Olof Thedin on the Architecture of Necessity

Olof Thedin (Arkitektbolaget) is based in Växjö, Sweden and was involved in the design of Limnologen, a building that has won praise from the National Swedish Wood Construction Strategy and the Swedish Wood Construction Council.

What does the Architecture of Necessity mean to you as an architect and a community planner?

The Architecture of Necessity feels like an opportunistic combination of words. All architects would agree that architecture is necessary, but what is the architecture of necessity?
Virserum Art Museum's call states that the architecture of necessity is responsible, diligent, sustainable, just and open. As early as the middle of the 16th century Palladio formulated that “Well building hath three conditions: durability, convenience and beauty”. Convenience (responsible, just), durability (sustainable) and beauty (diligent). Why is this call needed? What is its purpose? What does it add to Palladio's four-hundred year old statement?
It would have to be the word open in that case. What is meant by open in this context?
“Architecture of necessity invites change and dialogue.” At what stage? In the program phase.
“It is open to rich and complex cultural traditions and narratives and is the physical embodiment of the democratic society.” Another truism. Surely architecture reflects all types of society, democracies and dictatorships included. Or?
“A building or a city is not something to be completed, it is something to be developed.” What does that mean? Asplund began Stockholm Public Library and the work was continued by Heike Hanada, according to the most democratic process imaginable?
“The architecture that is open to change and participation will be loved and it will have a long life.” The most loved architecture is so loved that it cannot be altered. These buildings are marked with a big Q [A Swedish classification for a type of listed building] so that no one can carry out any changes to the exterior or interior. The most current example is the Stockholm Public Library, where no one is even allowed to build in its vicinity!
So what does the Architecture of Necessity mean to me as an architect and a community planner? That Palladio's statement has been rediscovered by the author of this call.

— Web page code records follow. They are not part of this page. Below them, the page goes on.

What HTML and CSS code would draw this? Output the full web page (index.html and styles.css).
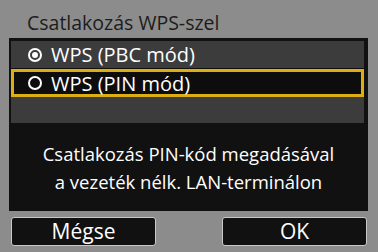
FILE: index.html
```html
<!DOCTYPE html>
<html lang="hu">
<head>
    <meta charset="UTF-8">
    <title>Csatlakozás WPS-szel</title>
    <link rel="stylesheet" href="styles.css">
</head>
<body>
    <div class="screen">
        <!-- Title -->
        <div class="title">Csatlakozás WPS-szel</div>

        <!-- Option list + message -->
        <div class="panel">
            <div class="option">
                <span class="radio checked"></span>
                <span>WPS (PBC mód)</span>
            </div>
            <div class="option selected">
                <span class="radio"></span>
                <span>WPS (PIN mód)</span>
            </div>
            <div class="option empty"></div>
            <div class="message">
                Csatlakozás PIN-kód megadásával<br>
                a vezeték nélk. LAN-terminálon
            </div>
        </div>

        <!-- Buttons -->
        <div class="buttons">
            <div class="btn">Mégse</div>
            <div class="btn">OK</div>
        </div>
    </div>
</body>
</html>
```

FILE: styles.css
```css
body {
    margin: 0;
    background-color: #8c8c8c; /* Camera grey */
    font-family: "Open Sans", "Noto Sans", sans-serif;
}

.screen {
    width: 378px;
    height: 252px;
    display: flex;
    flex-direction: column;
}

.title {
    color: #1c1c1c;
    font-size: 19.5px;
    line-height: 24px;
    padding: 11px 0 0 27px;
    height: 27px;
}

.panel {
    margin: 0 10px 0 9px;
    background-color: #111111;
    padding: 3px 4px 0 2px;
    display: flex;
    flex-direction: column;
    gap: 1px;
}

.option {
    height: 27px;
    background-color: #3c3c3c;
    color: #ffffff;
    font-size: 20px;
    display: flex;
    align-items: center;
    gap: 9px;
    padding-left: 17px;
    box-sizing: border-box;
}

.option.selected {
    background-color: #0d0d0d;
    border: 3px solid #dcae12; /* Yellow cursor */
    padding-left: 14px;
    height: 28px;
}

.option.empty {
    height: 26px;
    margin-top: -1px;
}

.radio {
    width: 10px;
    height: 10px;
    border: 2px solid #ffffff;
    border-radius: 50%;
    position: relative;
    flex-shrink: 0;
}

.radio.checked::after {
    content: "";
    position: absolute;
    left: 2px;
    top: 2px;
    width: 6px;
    height: 6px;
    border-radius: 50%;
    background-color: #ffffff;
}

.message {
    height: 87px;
    color: #ffffff;
    font-size: 18.5px;
    line-height: 28px;
    text-align: center;
    display: flex;
    align-items: center;
    justify-content: center;
    margin: 0 -4px 0 -2px;
}

.buttons {
    display: flex;
    justify-content: space-between;
    padding: 6px 11px 0 11px;
}

.btn {
    width: 145px;
    height: 29px;
    box-sizing: border-box;
    background-color: #111111;
    border: 1px solid #c8c8c8;
    border-radius: 3px;
    color: #ffffff;
    font-size: 21px;
    line-height: 26px;
    text-align: center;
}
```
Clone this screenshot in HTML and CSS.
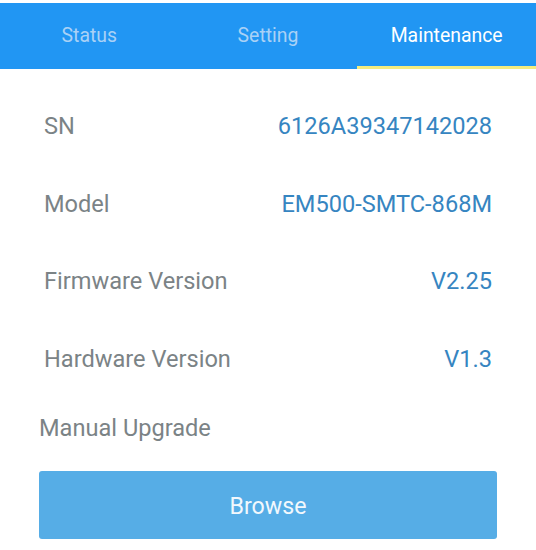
FILE: index.html
```html
<!DOCTYPE html>
<html>
<head>
<meta charset="utf-8">
<link rel="stylesheet" href="styles.css">
</head>
<body>
<div class="page">
  <div class="tabs">
    <div class="tab">Status</div>
    <div class="tab">Setting</div>
    <div class="tab active">Maintenance</div>
  </div>
  <div class="content">
    <div class="row"><span class="label">SN</span><span class="value">6126A39347142028</span></div>
    <div class="row"><span class="label">Model</span><span class="value">EM500-SMTC-868M</span></div>
    <div class="row"><span class="label">Firmware Version</span><span class="value">V2.25</span></div>
    <div class="row"><span class="label">Hardware Version</span><span class="value">V1.3</span></div>
    <div class="manual">Manual Upgrade</div>
    <div class="btn">Browse</div>
  </div>
</div>
</body>
</html>
```
FILE: styles.css
```css
html, body {
  margin: 0;
  padding: 0;
  background: #ffffff;
}
.page {
  width: 536px;
  height: 550px;
  overflow: hidden;
  font-family: Roboto, "Noto Sans", sans-serif;
  padding-top: 3px;
  box-sizing: border-box;
  background: #ffffff;
}
.tabs {
  display: grid;
  grid-template-columns: 1fr 1fr 1fr;
  background: #2196f3;
  height: 66px;
}
.tab {
  color: #a9d1f6;
  font-size: 19.4px;
  text-align: center;
  line-height: 66px;
  box-sizing: border-box;
  border-bottom: 3px solid transparent;
  height: 66px;
}
.tab.active {
  color: #ffffff;
  border-bottom-color: #f5ec7e;
}
.content {
  padding: 19px 44px 0 44px;
}
.row {
  display: flex;
  justify-content: space-between;
  height: 77.6px;
  line-height: 77.6px;
  font-size: 23.6px;
}
.label {
  color: #7b8386;
}
.value {
  color: #3685c1;
}
.manual {
  margin: 15px 0 0 -5px;
  font-size: 23.6px;
  line-height: 30px;
  color: #7b8386;
}
.btn {
  margin: 28px 0 0 -5px;
  width: 458px;
  height: 68px;
  border-radius: 3px;
  background: #56ade6;
  color: #f2f8fd;
  font-size: 23.2px;
  line-height: 70px;
  text-align: center;
}
```
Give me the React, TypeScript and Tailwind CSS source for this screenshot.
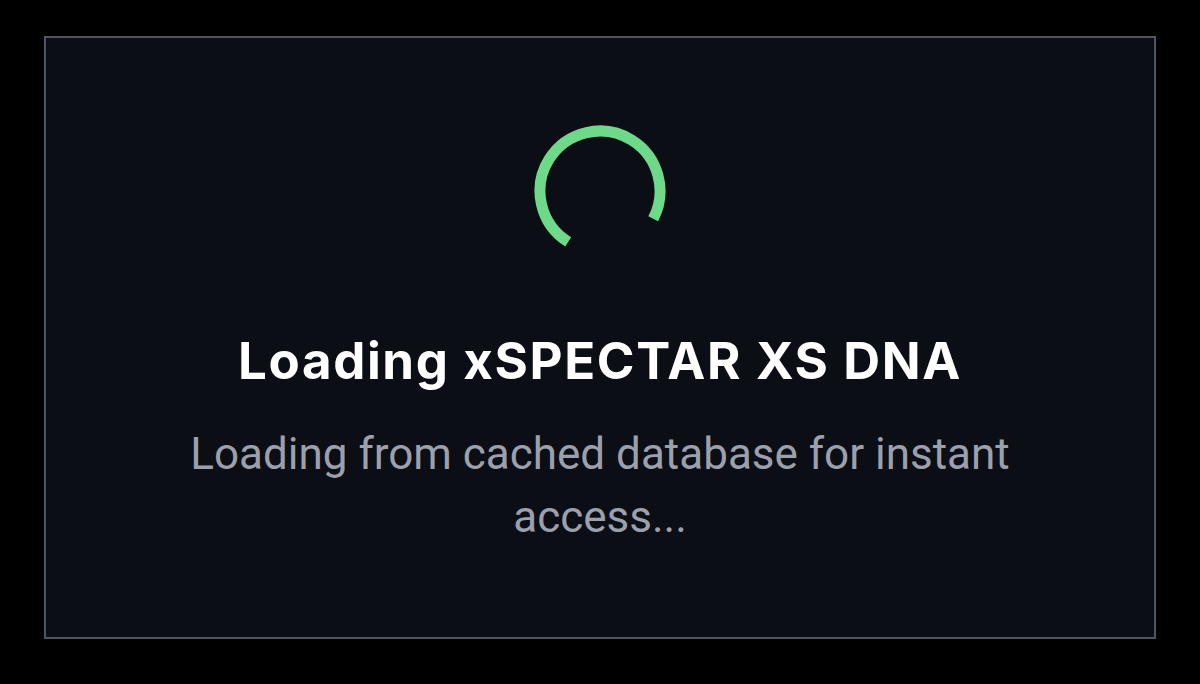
export default function App() {
  const r = 60;
  const circumference = 2 * Math.PI * r;
  const arc = (265 / 360) * circumference;

  return (
    <div className="flex h-[684px] w-[1200px] bg-black pl-[44px] pt-[36px]">
      <div className="flex h-[603px] w-[1112px] flex-col items-center border-2 border-[#4f5460] bg-[#0b0e15] pt-[87px]">
        <svg width="132" height="132" viewBox="0 0 132 132" className="shrink-0">
          <circle
            cx="66"
            cy="66"
            r={r}
            fill="none"
            stroke="#6fd98a"
            strokeWidth="11"
            strokeDasharray={`${arc} ${circumference}`}
            transform="rotate(122 66 66)"
          />
        </svg>
        <h1 className="mt-[74px] font-['Inter',sans-serif] text-[51px] leading-[60px] font-bold tracking-[0.032em] text-white">
          Loading xSPECTAR XS DNA
        </h1>
        <p className="mt-[32px] w-[900px] text-center font-['Roboto',sans-serif] text-[44px] leading-[63px] text-[#9ca0ac]">
          Loading from cached database for instant access...
        </p>
      </div>
    </div>
  );
}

What is the biggest challenge faced by the Architecture of Necessity?

To disseminate the insight that good architecture provides the base for a community that is sustainable in the long term, whilst the pursuit of short term gain usually results in bad architecture and a waste of resources.

Are there to be found, either in Sweden or elsewhere, examples of what could be labelled Architecture of Necessity?

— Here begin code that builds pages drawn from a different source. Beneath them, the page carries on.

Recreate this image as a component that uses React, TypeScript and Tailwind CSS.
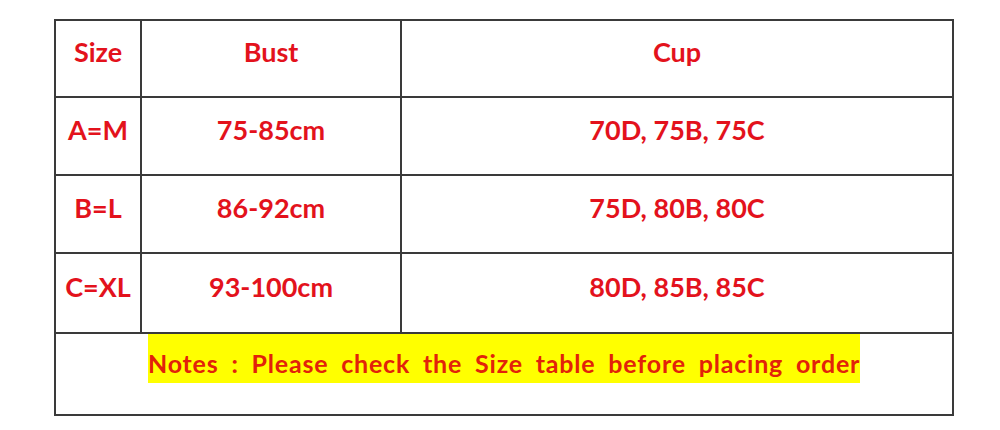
import React from "react";

const rows = [
  ["A=M", "75-85cm", "70D, 75B, 75C"],
  ["B=L", "86-92cm", "75D, 80B, 80C"],
  ["C=XL", "93-100cm", "80D, 85B, 85C"],
];

export default function App() {
  return (
    <div className="w-[1000px] h-[430px] bg-white pt-[19px] pl-[54px]" style={{ fontFamily: "Lato, 'Open Sans', sans-serif" }}>
      <div className="w-[900px] border-2 border-[#3a3a3a] font-bold text-[27px] text-[#e3121c]">
        <div className="grid grid-cols-[86px_260px_1fr] h-[77px] border-b-2 border-[#3a3a3a]">
          <div className="flex items-center justify-center pb-3 border-r-2 border-[#3a3a3a]">Size</div>
          <div className="flex items-center justify-center pb-3 border-r-2 border-[#3a3a3a]">Bust</div>
          <div className="flex items-center justify-center pb-3">Cup</div>
        </div>
        {rows.map((r, i) => (
          <div
            key={i}
            className={`grid grid-cols-[86px_260px_1fr] border-b-2 border-[#3a3a3a] ${i === 2 ? "h-[80px]" : "h-[78px]"}`}
          >
            <div className="flex items-center justify-center pb-3 border-r-2 border-[#3a3a3a]">{r[0]}</div>
            <div className="flex items-center justify-center pb-3 border-r-2 border-[#3a3a3a]">{r[1]}</div>
            <div className="flex items-center justify-center pb-3">{r[2]}</div>
          </div>
        ))}
        <div className="h-[80px] flex justify-center items-start">
          <span className="inline-block h-[49px] w-[712px] bg-[#ffff00] pt-[14px] text-center text-[25px] leading-[30px] tracking-[0.8px] text-[#e2220a] whitespace-nowrap [word-spacing:6px]">
            Notes : Please check the Size table before placing order
          </span>
        </div>
      </div>
    </div>
  );
}
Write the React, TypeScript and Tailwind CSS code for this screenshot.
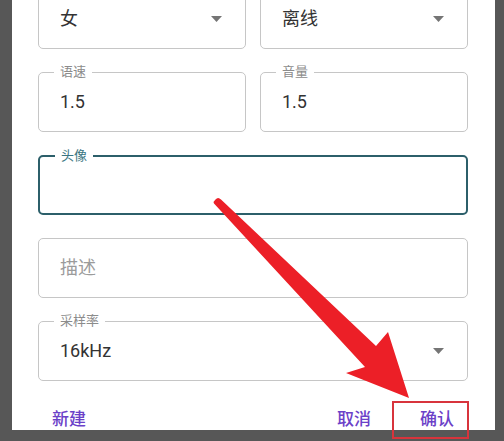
import React from "react";

const font = { fontFamily: 'Roboto, "Noto Sans CJK SC", "Noto Sans", sans-serif' };

function Caret() {
  return (
    <svg width="11" height="6" viewBox="0 0 11 6" className="shrink-0">
      <path d="M0 0 L11 0 L5.5 6 Z" fill="#757575" />
    </svg>
  );
}

function Field({
  label,
  value,
  placeholder,
  select,
  focused,
}: {
  label?: string;
  value?: string;
  placeholder?: string;
  select?: boolean;
  focused?: boolean;
}) {
  return (
    <div
      className={
        "relative h-[60px] rounded-[5px] flex items-center pl-[21px] pr-[23px] " +
        (focused ? "border-2 border-[#2c5f6a] pl-[20px]" : "border border-[#c6c6c6]")
      }
    >
      {label && (
        <span
          className={
            "absolute -top-[9px] left-[15px] bg-white px-[6px] text-[13px] leading-[16px] " +
            (focused ? "text-[#3a7581]" : "text-[#8c8c8c]")
          }
        >
          {label}
        </span>
      )}
      <span className={"flex-1 text-[18px] leading-[24px] " + (value ? "text-[#333]" : "text-[#9b9b9b]")}>
        {value ?? placeholder}
      </span>
      {select && <Caret />}
    </div>
  );
}

export default function App() {
  return (
    <div className="relative w-[504px] h-[441px] overflow-hidden bg-[#575757]" style={font}>
      <div className="ml-[12px] w-[483px] h-full bg-white pl-[26px] pr-[27px]">
        <div className="-mt-[11px] flex flex-col gap-[23px]">
          <div className="grid grid-cols-2 gap-[14px]">
            <Field value="女" select />
            <Field value="离线" select />
          </div>
          <div className="grid grid-cols-2 gap-[14px]">
            <Field label="语速" value="1.5" />
            <Field label="音量" value="1.5" />
          </div>
          <Field label="头像" focused />
          <Field placeholder="描述" />
          <Field label="采样率" value="16kHz" select />
        </div>
        <div className="mt-[20px] -mr-[1px] flex items-center pl-[14px] text-[17px] font-medium text-[#6b41c8]">
          <span className="flex-1">新建</span>
          <span className="mr-[21px]">取消</span>
          <span className="w-[77px] h-[38px] border-2 border-[#d8343c] flex items-center justify-end pr-[13px]">
            确认
          </span>
        </div>
      </div>
      <svg className="absolute inset-0 pointer-events-none" width="504" height="441" viewBox="0 0 504 441">
        <path
          d="M215.5,199.5 Q218,196.5 221,199.5 L376,346 L388,332 L409,398 L346,373 L365,367 L214,203.5 Q213,201.5 215.5,199.5 Z"
          fill="#ec1f27"
        />
      </svg>
    </div>
  );
}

A process is underway in Växjö that is slowly turning the area into a good place to live in. The jigsaw is assembled piece by piece and gradually the urban setting is transformed into a beautiful, living city. The Architecture of Necessity is the important jigsaw pieces in the building of cities that provide the framework for the appreciation of the whole.
One reason Växjö has been named the greenest city in Europe is perhaps that there is a drive towards good sustainable everyday architecture.